The Photograph: Composition & Color Design by Harald Mante
Publisher: Rocky Nook
Review by Conrad J. Obregon
Rocky Nook is a relatively new entrant into the field of photography publications. One of the niches that it has taken aim on is the translation of books into English that appear in European languages. One might think that in a global culture, where a digital camera is the same in Germany as in the United States, and Lightroom has the same interface in both countries, there would be little room for variation in theory, but this book seems to prove that thesis incorrect.

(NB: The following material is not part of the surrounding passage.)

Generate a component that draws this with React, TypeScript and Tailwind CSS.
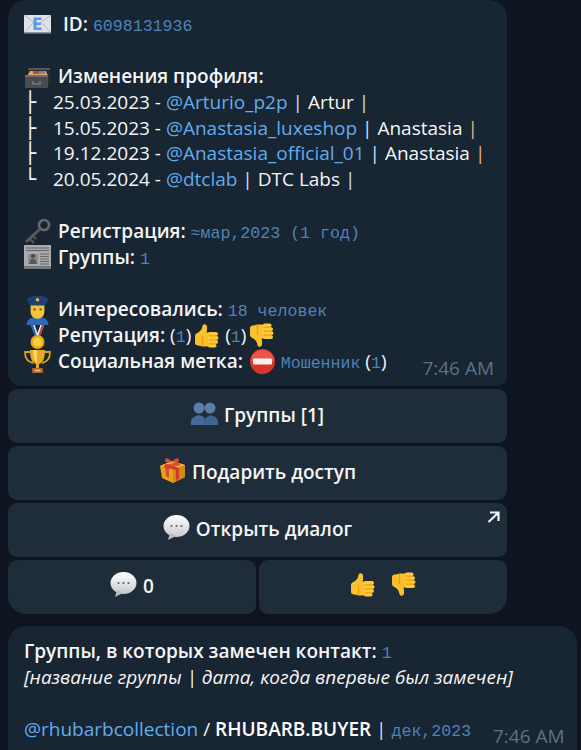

While I have not read every book on photographic composition in the English language, the theories of composition presented by Mante differ from most that I’ve encountered. When discussing composition, most authors speak about the rule of thirds, or where to put the horizon in a picture, or simplification. Mante on the other hand, discusses the importance of the point, or multiple points, or lines or shapes, or ground and field, or contrast. (At least one other author, Richard Zakia, has tried to deal with these same concepts, but his book is too idiosyncratic to recommend.)
The chapters of the book are organized to present a single concept, like a line of points, with text, several illustrative photographs, and diagrams. Frequently one is required to flip back and forth between text, photograph and diagram. The photographs by Mante are quite beautiful, although they bear a close resemblance to the self-referential. By that I mean that the content explicated by the form is the form itself. For example, those familiar with Albers color squares recognize that the content is the perception created by placing certain colors in proximity to each other. Mante’s photograph of a purple wall with a green beam in it is not about the wall, but rather about the relation of purple and green. Most current photography seems to be far more about the content, with technique explicating the content, then Mante’s pictures and instruction. Mante doesn’t disdain content. In fact he recognizes its primacy. But this is a book about form, and that’s what the photographs emphasize.
The text is quite difficult reading being quite dry and technical, and I suspect that many photographers will not be interested in following this theoretical line of the development of composition. Yet for those photographers who are given to a more technical, cerebral approach to the creation of images, this material, because of its different approach, may provide new insights into composition. It will also appeal to photographers who are searching for an approach to design different from the common wisdom.
Even though I was willing to consider a new way of looking at composition, I found that Mante stopped just short of where I wanted him to go. His final thesis seems to be that the photographer should direct the viewer to content through contrast in design. But I would have liked for him to explain how particular forms of contrast can direct the viewer’s inner eye to the photographer’s vision, or how “technique is discovery”. Still, the approach to design holds so much promise for a new way to compose photographs that I will try to apply Mante’s teachings to my own work.
In summery, if you are a photographer who is willing to consider broad theory in an effort to enhance the composition of your photographs and are willing to risk an investment of your time that may or may not be productive, this is a book for you.